Attention, Shoppers! Be Tempted in Aisle Two

A smart retailer never stops thinking of ways to attract and encourage impulsive purchases. Here are a few tips

Q: I have an office-supply store, and I need techniques for tempting shoppers to buy on impulse. Do you have any tips for me?

---- R.H., Lillburn, Ga.

A: Impulse buys fall into several categories. Ideally, your marketing efforts and sales staff should jump on all the possibilities, because impulse buys boost profit margins and can make the difference between a store that scrapes by and one that turns a nice, fat profit. "If a customer comes into the store and goes out with one thing, that's typically not going to be making you a lot of money," notes Bob Phibbs, a consultant and author of a guide for small retailers called You Can Compete. "If, on the other hand, that same customer comes in and you sell her four or five items, you're going to make some money."

One kind of impulse buy occurs when someone who has never before visited your store sees a sign in your window advertising a sale, and turns into your parking lot to pick up that item -- or buys it later on your Web site. This is how banners, signs, flags, and other outdoor visuals turn passersby into customers.


  So, make those signs fun, eye-catching, bright, and informative -- and be sure your Web address is displayed and easy to read. Fostering these sorts of impulse sales like this not only sells an item, it may also turn that brand-new customer into a regular.

Another type of impulse purchase occurs when a customer comes into your store with one or two items on her list, and leaves with three additional purchases suggested by your marketing displays or salespeople. Think of it as the office-supply equivalent of asking, "Would you like fries with that?"

This kind of impulse buy is called "cross-selling" or "up-selling," and it occurs when the customer decides to buy a related product or a more expensive version of her intended purchase. Grouping related products together in displays, like putting the charcoal under the steak counter, is a good example of cross-selling. Pointing out the value-added attributes of the higher-priced model is a way to promote up-selling.

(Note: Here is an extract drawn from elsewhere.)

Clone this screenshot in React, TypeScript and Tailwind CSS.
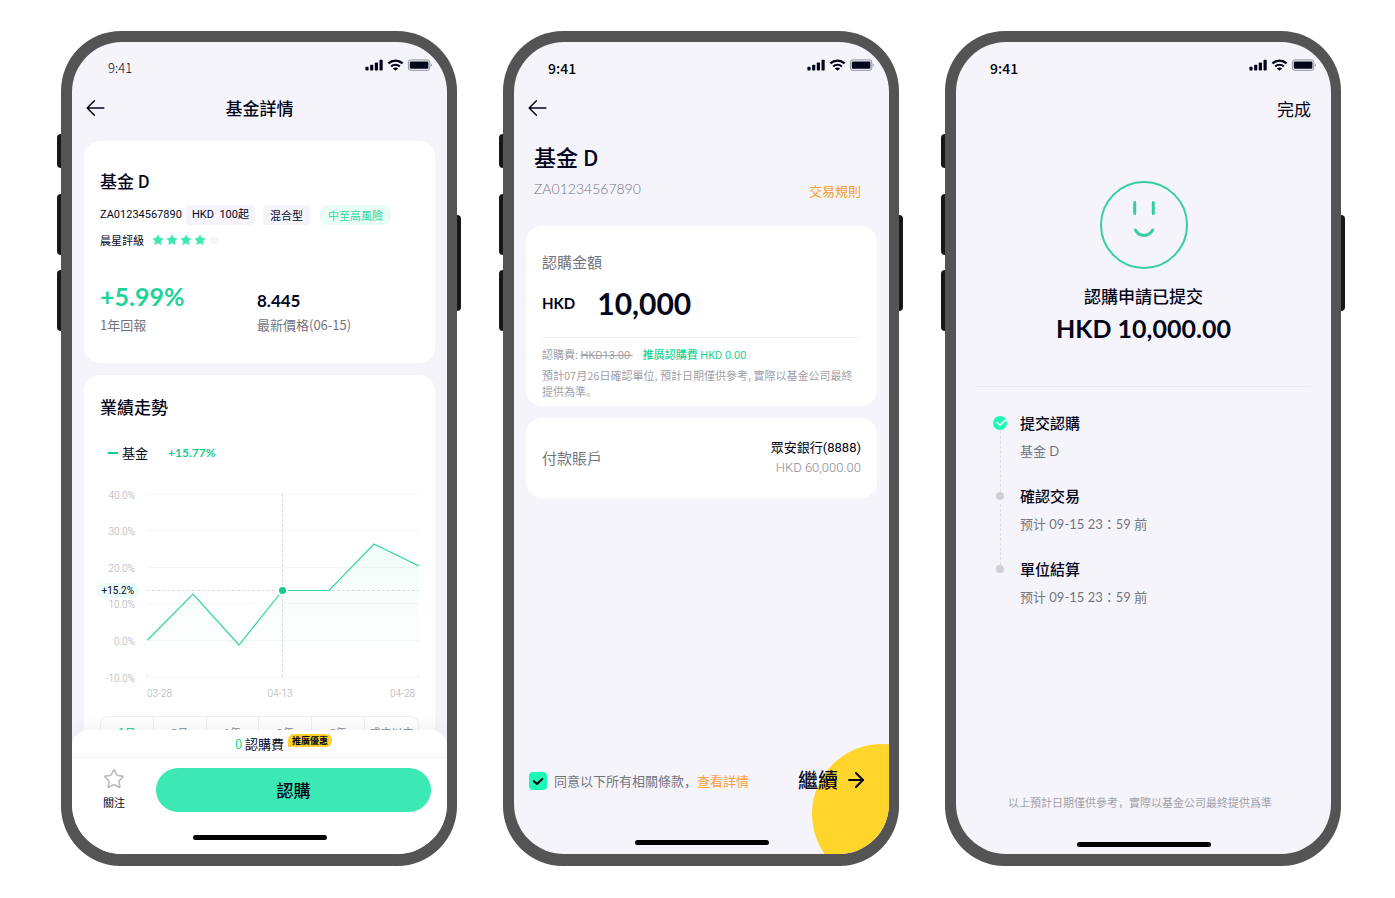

  If you have sales employees, make sure they're pointing out the features and the benefits of more expensive merchandise. They should do more than note that the price is higher -- they should explain the advantages of the more expensive model. Also, train your workers to cross-sell by teaching them which products are a natural match with your 10 most popular items, suggests Sam Parker, co-founder of the Richmond (Va.)-based

"List your 10 biggest items, then list three adjunct items for each -- erasers with the pencils, for instance," says Parker. "Then list three additional items that are not so obvious but would make a nice sale. Train the sales well that it becomes a habit. For instance, when a customer asks where the copy machines are...automatically ask if the customer needs paper and toner."

Your in-store displays should support and reinforce the efforts your sales staff is making. Make lists of related products and place them near popular and staple items. Near the tape dispensers, for example, you might post a small reminder: "Do you have enough tape refills for the next quarter?" Near the clipboards, you might note: "January is coming up. Do you have enough pencils, paper, and sharpeners for taking inventory?"


  Finally, there is the unplanned purchase made during a mundane shopping trip. A customer who surrenders to a whim and picks up a tin of Altoids, an interesting new CD, a box of software, or a notepad at the checkout counter is typically motivated by an appealing visual display and an arresting product packaging, experts say. Displays in your register area and entrance should provide shoppers with convenient, perhaps amusing, cues, which should be changed frequently. If an impulse-purchase display is not working, don't hesitate to take it down and put up a new one.

As an independent retailer, you can't always compete on price with the big office-supply chains. Phibbs suggests that you can make up the difference by displaying your higher-priced merchandise in groupings with information that clearly spells out the features and the benefits your products offer.